Ronnie Hoyt Bell, 65: Entrepreneur, philanthropist

Ron Bell didn’t let his passion for making money for investors stand in the way of his passion for donating money to worthy causes.

Whether it was contributing to the March of Dimes or Girl Talk Inc., a mentoring program, giving back to the community was an important part of the Emory University MBA’s outlook on life.

“He believed in investing in people,” said Mr. Bell’s daughter, Dr. Kelli Ritter of Atlanta. “He believed that when you invest in people, you get your return on investment.”

Ronnie Hoyt Bell, 65, an Atlanta entrepreneur and philanthropist, died Feb. 18 at Hospice Atlanta after a 2 1/2-year battle with pancreatic cancer. A memorial service will be held 3 p.m. Sunday at Unity North Church in Marietta. Byars Funeral Home & Cremation Services of Cumming is handling arrangements.

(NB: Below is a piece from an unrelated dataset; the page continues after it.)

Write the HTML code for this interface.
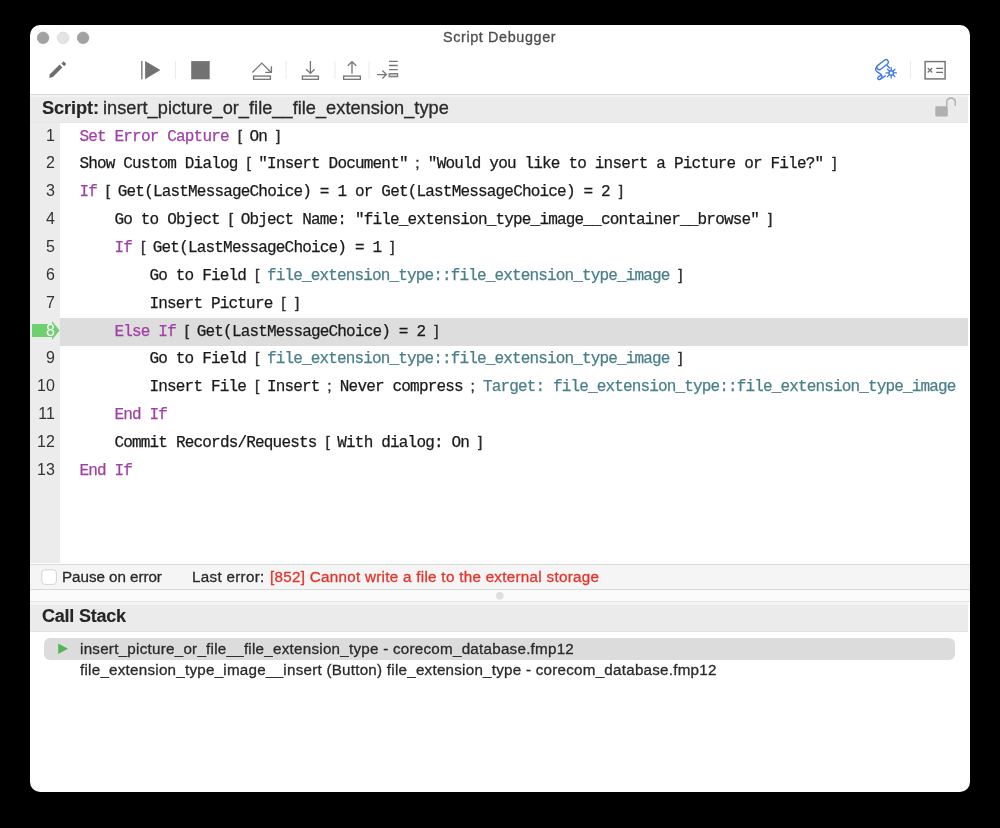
<!DOCTYPE html>
<html><head><meta charset="utf-8">
<style>
html,body{margin:0;padding:0;background:#000;width:1000px;height:828px;overflow:hidden}
#win{position:absolute;left:30px;top:25px;width:940px;height:767px;background:#fff;border-radius:10px;overflow:hidden}
.abs{position:absolute}
svg{position:absolute;left:0;top:0;will-change:transform}
.mono{stroke-width:0.25px;font-family:"Liberation Mono",monospace;font-size:16.0px;letter-spacing:-0.840px}
.br{font-family:"Liberation Sans",sans-serif;font-size:15.5px;fill:#2a2a2a;stroke:#2a2a2a;stroke-width:0.35px}
.ln{font-family:"Liberation Sans",sans-serif;font-size:16px;fill:#333}
.sans{font-family:"Liberation Sans",sans-serif}
</style></head>
<body>
<div id="win">
  <!-- toolbar border -->
  <div class="abs" style="left:0;top:69px;width:940px;height:1px;background:#d9d9d9"></div>
  <!-- script header bar -->
  <div class="abs" style="left:0;top:70px;width:938px;height:27px;background:#ebebeb"></div>
  <div class="abs" style="left:0;top:70px;width:938px;height:2px;background:#f2f2f2"></div>
  <div class="abs" style="left:0;top:97px;width:938px;height:1px;background:#e4e4e4"></div>
  <!-- gutter -->
  <div class="abs" style="left:0;top:98px;width:29.6px;height:439.5px;background:#ececec"></div>
  <!-- row 8 highlight -->
  <div class="abs" style="left:29.6px;top:293.1px;width:908.4px;height:27.9px;background:#dddddd"></div>
  <!-- bottom bars -->
  <div class="abs" style="left:0;top:539px;width:940px;height:1px;background:#d8d8d8"></div>
  <div class="abs" style="left:0;top:540px;width:940px;height:24px;background:#f5f5f5"></div>
  <div class="abs" style="left:0;top:564px;width:940px;height:1px;background:#d8d8d8"></div>
  <div class="abs" style="left:0;top:565px;width:940px;height:11px;background:#fbfbfb"></div>
  <div class="abs" style="left:0;top:576px;width:940px;height:1px;background:#e4e4e4"></div>
  <div class="abs" style="left:0;top:577px;width:938px;height:3px;background:#f5f5f5"></div>
  <div class="abs" style="left:0;top:580px;width:938px;height:25.5px;background:#ebebeb"></div>
  <div class="abs" style="left:0;top:605.5px;width:938px;height:1px;background:#e3e3e3"></div>
  <!-- call stack selected row -->
  <div class="abs" style="left:14px;top:613px;width:911px;height:21.5px;background:#dcdcdc;border-radius:6px"></div>
</div>
<svg width="1000" height="828" viewBox="0 0 1000 828">
  <!-- traffic lights -->
  <circle cx="43.1" cy="37.8" r="5.8" fill="#a2a2a2" stroke="#939393" stroke-width="0.6"/>
  <circle cx="63.1" cy="37.8" r="5.8" fill="#e4e4e4" stroke="#d2d2d2" stroke-width="0.6"/>
  <circle cx="83.1" cy="37.8" r="5.8" fill="#a2a2a2" stroke="#939393" stroke-width="0.6"/>
  <!-- header -->
  <text id="t_title" class="sans" x="443.00" y="41.50" font-size="14.4" font-weight="normal" fill="#4d4d4d" stroke="#4d4d4d" stroke-width="0.3" style="letter-spacing:0.614px">Script Debugger</text><text id="t_script" class="sans" x="42.00" y="114.00" font-size="18.2" font-weight="bold" fill="#262626" stroke="#262626" stroke-width="0.15" style="letter-spacing:-0.100px">Script:</text><text id="t_sname" class="sans" x="103.00" y="114.00" font-size="18.2" font-weight="normal" fill="#2a2a2a" stroke="#2a2a2a" stroke-width="0.3" style="letter-spacing:0.024px">insert_picture_or_file__file_extension_type</text><text id="t_pause" class="sans" x="62.00" y="582.00" font-size="15.2" font-weight="normal" fill="#2a2a2a" stroke="#2a2a2a" stroke-width="0.3" style="letter-spacing:-0.046px">Pause on error</text><text id="t_last" class="sans" x="192.00" y="582.00" font-size="15.2" font-weight="normal" fill="#2a2a2a" stroke="#2a2a2a" stroke-width="0.3" style="letter-spacing:0.300px">Last error:</text><text id="t_red" class="sans" x="270.00" y="582.20" font-size="15.2" font-weight="normal" fill="#e5332a" stroke="#e5332a" stroke-width="0.3" style="letter-spacing:0.292px">[852] Cannot write a file to the external storage</text><text id="t_cs" class="sans" x="42.00" y="622.00" font-size="18.0" font-weight="bold" fill="#262626" stroke="#262626" stroke-width="0.15" style="letter-spacing:-0.222px">Call Stack</text><text id="t_row1" class="sans" x="80.00" y="654.00" font-size="15.2" font-weight="normal" fill="#2a2a2a" stroke="#2a2a2a" stroke-width="0.3" style="letter-spacing:0.251px">insert_picture_or_file__file_extension_type - corecom_database.fmp12</text><text id="t_row2" class="sans" x="80.00" y="674.90" font-size="15.2" font-weight="normal" fill="#2a2a2a" stroke="#2a2a2a" stroke-width="0.3" style="letter-spacing:0.244px">file_extension_type_image__insert (Button) file_extension_type - corecom_database.fmp12</text>
  <text class="ln" x="54.8" y="140.50" text-anchor="end">1</text><text class="ln" x="54.8" y="168.37" text-anchor="end">2</text><text class="ln" x="54.8" y="196.24" text-anchor="end">3</text><text class="ln" x="54.8" y="224.11" text-anchor="end">4</text><text class="ln" x="54.8" y="251.98" text-anchor="end">5</text><text class="ln" x="54.8" y="279.85" text-anchor="end">6</text><text class="ln" x="54.8" y="307.72" text-anchor="end">7</text><text class="ln" x="54.8" y="363.46" text-anchor="end">9</text><text class="ln" x="54.8" y="391.33" text-anchor="end">10</text><text class="ln" x="54.8" y="419.20" text-anchor="end">11</text><text class="ln" x="54.8" y="447.07" text-anchor="end">12</text><text class="ln" x="54.8" y="474.94" text-anchor="end">13</text>
  <text class="mono" style="letter-spacing:-0.815px" fill="#a040a5" stroke="#a040a5" x="79.40" y="140.50">Set Error Capture</text><text class="br" x="237.65" y="140.50">[</text><text class="mono" style="letter-spacing:-0.815px" fill="#1a1a1a" stroke="#1a1a1a" x="249.55" y="140.50">On</text><text class="br" x="276.12" y="140.50">]</text><text class="mono" style="letter-spacing:-0.815px" fill="#1a1a1a" stroke="#1a1a1a" x="79.40" y="168.37">Show Custom Dialog</text><text class="br" x="246.43" y="168.37">[</text><text class="mono" style="letter-spacing:-0.815px" fill="#1a1a1a" stroke="#1a1a1a" x="258.33" y="168.37">&quot;Insert Document&quot;</text><text class="br" x="415.27" y="168.37">;</text><text class="mono" style="letter-spacing:-0.815px" fill="#1a1a1a" stroke="#1a1a1a" x="427.87" y="168.37">&quot;Would you like to insert a Picture or File?&quot;</text><text class="br" x="832.20" y="168.37">]</text><text class="mono" style="letter-spacing:-0.815px" fill="#a040a5" stroke="#a040a5" x="79.40" y="196.24">If</text><text class="br" x="105.87" y="196.24">[</text><text class="mono" style="letter-spacing:-0.815px" fill="#1a1a1a" stroke="#1a1a1a" x="117.77" y="196.24">Get(LastMessageChoice) = 1 or Get(LastMessageChoice) = 2</text><text class="br" x="618.73" y="196.24">]</text><text class="mono" style="letter-spacing:-0.815px" fill="#1a1a1a" stroke="#1a1a1a" x="114.44" y="224.11">Go to Object</text><text class="br" x="228.76" y="224.11">[</text><text class="mono" style="letter-spacing:-0.815px" fill="#1a1a1a" stroke="#1a1a1a" x="240.66" y="224.11">Object Name: &quot;file_extension_type_image__container__browse&quot;</text><text class="br" x="767.98" y="224.11">]</text><text class="mono" style="letter-spacing:-0.815px" fill="#a040a5" stroke="#a040a5" x="114.44" y="251.98">If</text><text class="br" x="140.91" y="251.98">[</text><text class="mono" style="letter-spacing:-0.815px" fill="#1a1a1a" stroke="#1a1a1a" x="152.81" y="251.98">Get(LastMessageChoice) = 1</text><text class="br" x="390.22" y="251.98">]</text><text class="mono" style="letter-spacing:-0.815px" fill="#1a1a1a" stroke="#1a1a1a" x="149.48" y="279.85">Go to Field</text><text class="br" x="255.01" y="279.85">[</text><text class="mono" style="letter-spacing:-0.852px" fill="#4a7f8a" stroke="#4a7f8a" x="266.92" y="279.85">file_extension_type::file_extension_type_image</text><text class="br" x="678.32" y="279.85">]</text><text class="mono" style="letter-spacing:-0.815px" fill="#1a1a1a" stroke="#1a1a1a" x="149.48" y="307.72">Insert Picture</text><text class="br" x="281.37" y="307.72">[</text><text class="br" x="295.07" y="307.72">]</text><text class="mono" style="letter-spacing:-0.815px" fill="#a040a5" stroke="#a040a5" x="114.44" y="335.59">Else If</text><text class="br" x="184.84" y="335.59">[</text><text class="mono" style="letter-spacing:-0.815px" fill="#1a1a1a" stroke="#1a1a1a" x="196.74" y="335.59">Get(LastMessageChoice) = 2</text><text class="br" x="434.14" y="335.59">]</text><text class="mono" style="letter-spacing:-0.815px" fill="#1a1a1a" stroke="#1a1a1a" x="149.48" y="363.46">Go to Field</text><text class="br" x="255.01" y="363.46">[</text><text class="mono" style="letter-spacing:-0.852px" fill="#4a7f8a" stroke="#4a7f8a" x="266.92" y="363.46">file_extension_type::file_extension_type_image</text><text class="br" x="678.32" y="363.46">]</text><text class="mono" style="letter-spacing:-0.815px" fill="#1a1a1a" stroke="#1a1a1a" x="149.48" y="391.33">Insert File</text><text class="br" x="255.01" y="391.33">[</text><text class="mono" style="letter-spacing:-0.815px" fill="#1a1a1a" stroke="#1a1a1a" x="266.92" y="391.33">Insert</text><text class="br" x="327.22" y="391.33">;</text><text class="mono" style="letter-spacing:-0.815px" fill="#1a1a1a" stroke="#1a1a1a" x="339.82" y="391.33">Never compress</text><text class="br" x="470.41" y="391.33">;</text><text class="mono" style="letter-spacing:-0.852px" fill="#4a7f8a" stroke="#4a7f8a" x="483.01" y="391.33">Target: file_extension_type::file_extension_type_image</text><text class="mono" style="letter-spacing:-0.815px" fill="#a040a5" stroke="#a040a5" x="114.44" y="419.20">End If</text><text class="mono" style="letter-spacing:-0.815px" fill="#1a1a1a" stroke="#1a1a1a" x="114.44" y="447.07">Commit Records/Requests</text><text class="br" x="325.39" y="447.07">[</text><text class="mono" style="letter-spacing:-0.815px" fill="#1a1a1a" stroke="#1a1a1a" x="337.30" y="447.07">With dialog: On</text><text class="br" x="478.07" y="447.07">]</text><text class="mono" style="letter-spacing:-0.815px" fill="#a040a5" stroke="#a040a5" x="79.40" y="474.94">End If</text>

  <!-- toolbar icons -->
  <g fill="#6e6e6e">
    <path d="M49.2,78 L49.9,74.2 L59.6,64.6 L62.4,67.4 L52.9,77.1 Z"/>
    <path d="M61.4,63.4 L63.6,61.3 L66.3,64.1 L64.2,66.2 Z"/>
  </g>
  <rect x="141" y="61" width="1.6" height="18.3" fill="#8a8a8a"/>
  <path d="M145.1,60.9 L160.4,70 L145.1,79.3 Z" fill="#727272"/>
  <rect x="175" y="61" width="1" height="18" fill="#ececec"/>
  <rect x="191.2" y="61.1" width="18.5" height="18.2" fill="#727272"/>
  <g fill="none" stroke="#777" stroke-width="1.35">
    <path d="M252.3,72.6 L261.8,63.1 L271.2,72.5"/>
    <path d="M265.3,72.3 L271.4,72.3 L271.4,66.2"/>
    <rect x="253.6" y="76.1" width="16.8" height="3.2"/>
    <path d="M310.4,61 L310.4,73.4 M306.2,69.2 L310.4,73.4 L314.6,69.2"/>
    <rect x="302.4" y="76.1" width="16" height="3.2"/>
    <path d="M352,61.6 L352,73.8 M347.8,65.8 L352,61.6 L356.2,65.8"/>
    <rect x="343.6" y="76.1" width="16.8" height="3.2"/>
    <path d="M377,74.6 L386.4,74.6 M382.4,70.6 L386.4,74.6 L382.4,78.6"/>
    <path d="M389,61.4 L397.8,61.4 M389,65.5 L397.8,65.5 M389,69.6 L397.8,69.6"/>
  </g>
  <rect x="389.2" y="73.7" width="8.4" height="3" fill="#cfcfcf" stroke="#777" stroke-width="1.2"/>
  <rect x="285.5" y="61" width="1" height="18" fill="#ececec"/>
  <rect x="334.5" y="61" width="1" height="18" fill="#ececec"/>
  <rect x="368.5" y="61" width="1" height="18" fill="#ececec"/>
  <rect x="910" y="61" width="1" height="18" fill="#ececec"/>
  <!-- scroll icon -->
  <g fill="none" stroke="#3d7be6" stroke-width="1.4" stroke-linecap="round" stroke-linejoin="round" transform="translate(872,57)">
    <rect x="-6.6" y="-2.4" width="13.2" height="4.8" rx="2.4" transform="translate(10.6,7.7) rotate(-38)"/>
    <path d="M4.9,9.8 C3.1,11.4 3.3,13.6 5.2,14.8 L8.4,16.9 C10,18 10.2,19.9 9.3,21.2 C8.4,22.6 6.6,23 5.9,21.9 C5.2,20.8 6.2,19.5 8.6,18.6"/>
    <path d="M8.2,22.1 L13.3,18.9"/>
    <path d="M15.1,8.6 L17.6,11"/>
  </g>
  <g stroke="#3d7be6" stroke-width="1.3" stroke-linecap="round" transform="translate(891.2,72.9)">
    <path d="M0,-5.2 L0,5.2 M-5.2,0 L5.2,0 M-3.7,-3.7 L3.7,3.7 M-3.7,3.7 L3.7,-3.7"/>
    <circle r="2.2" fill="#fff" stroke-width="1.4"/>
  </g>
  <!-- variables icon -->
  <rect x="925.1" y="61.6" width="20" height="17.3" fill="none" stroke="#777" stroke-width="1.5"/>
  <g stroke="#6a6a6a" stroke-width="1.1">
    <path d="M927.7,68 L932.2,72.5 M932.2,68 L927.7,72.5"/>
    <path d="M936.2,68.4 L943,68.4 M936.2,72.4 L943,72.4"/>
  </g>
  <!-- lock -->
  <rect x="935.3" y="106.3" width="12.5" height="10.1" rx="1.2" fill="#b0b0b0"/>
  <path d="M946.7,106.5 L946.7,101.2 A4.5,4.5 0 0 1 955.3,101.2 L955.3,105.8" fill="none" stroke="#b0b0b0" stroke-width="1.4"/>
  <!-- green marker row 8 -->
  <path d="M32,324 L52,324 L52,321 L59.6,330.5 L52,339.8 L52,337 L32,337 Z" fill="#6fd06f"/>
  <text class="ln" x="55" y="335.59" text-anchor="end" fill="#fff" style="fill:#fff">8</text>
  <!-- checkbox -->
  <rect x="41.8" y="569.8" width="14.6" height="14.6" rx="3" fill="#fff" stroke="#cfcfcf" stroke-width="0.9"/>
  <!-- splitter dot -->
  <circle cx="499.8" cy="595.8" r="3.8" fill="#dedede"/>
  <!-- play triangle -->
  <path d="M58.2,643.5 L68,648.8 L58.2,654 Z" fill="#55b555"/>

</svg>
</body></html>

Mr. Bell was born April 9, 1946, in Tullahoma, Tenn., but grew up in Springfield, Tenn., the only child of Hoyt and Roberta Bell. He attended Vanderbilt University on a football scholarship and obtained an electrical engineering degree in 1968 with the intention of helping with the family's radio station in Springfield. Mr. Bell’s heart, however, was tuned to Wall Street.

“He was turned on by the stock market as a young boy,” Dr. Ritter said. “Nothing made him more excited than making money for other people -- and for himself.”

Mr. Bell earned an MBA from Emory in 1970 and eventually joined Atlanta-based National Service Industries, where he worked for more than a decade. After leaving the  textile rental and envelope business, he founded his own company in 1984, the investment services provider Bell Capital Management.

Mr. Bell headed Bell Capital until two years ago, when his health began to fail, his daughter said. The illness, however, didn't prevent her father from starting another investment firm, RHB Wealth Management LLC.

Philanthropy was also important to Mr. Bell and he founded Bell Family Foundation of Hope in 1992.

The foundation has provided athletic scholarships at Georgia Tech, Emory and Kennesaw State University, Dr. Ritter said. Several organizations also have benefited, including the March of Dimes; Cumberland Academy of Georgia, a private school for children with special needs; the Center for Children and Young Adults, a shelter for abused and neglected youths; and Girl Talk Inc., a student-to-student mentoring program that pairs middle school girls with high school girls.

Haley Kilpatrick, founder and executive director of Girl Talk, said Mr. Bell, who served on the group's board of directors, was the most generous supporter of the organization in recent years.

“Ron Bell is one of the most genuine, caring and giving people I know," Ms. Kilpatrick said. "Like so many others, I looked to Ron for direction and inspiration. I will always appreciate the impact he had on Girl Talk and the thousands of girls we serve, thanks to his belief in our mission and his unwavering support.”

Mr. Bell met his wife, Patricia, in 1980 when the Charlotte native was working as a paralegal at an Atlanta law firm Mr. Bell had visited. They dated for five years and married in 1985.

“It was amazing to be his daughter,” said Dr. Ritter, a parenting counselor and the couple's only child. “Everything he did he did with great intensity and great care. I never ever saw him do anything haphazardly, both in parenting and work."

In addition to his wife and daughter, Mr. Bell is survived by his mother, Roberta Locke Bell of Springfield, Tenn.; two grandsons, Rylan and Peyton Ritter of Atlanta; and son-in-law Curtis Ritter of Atlanta.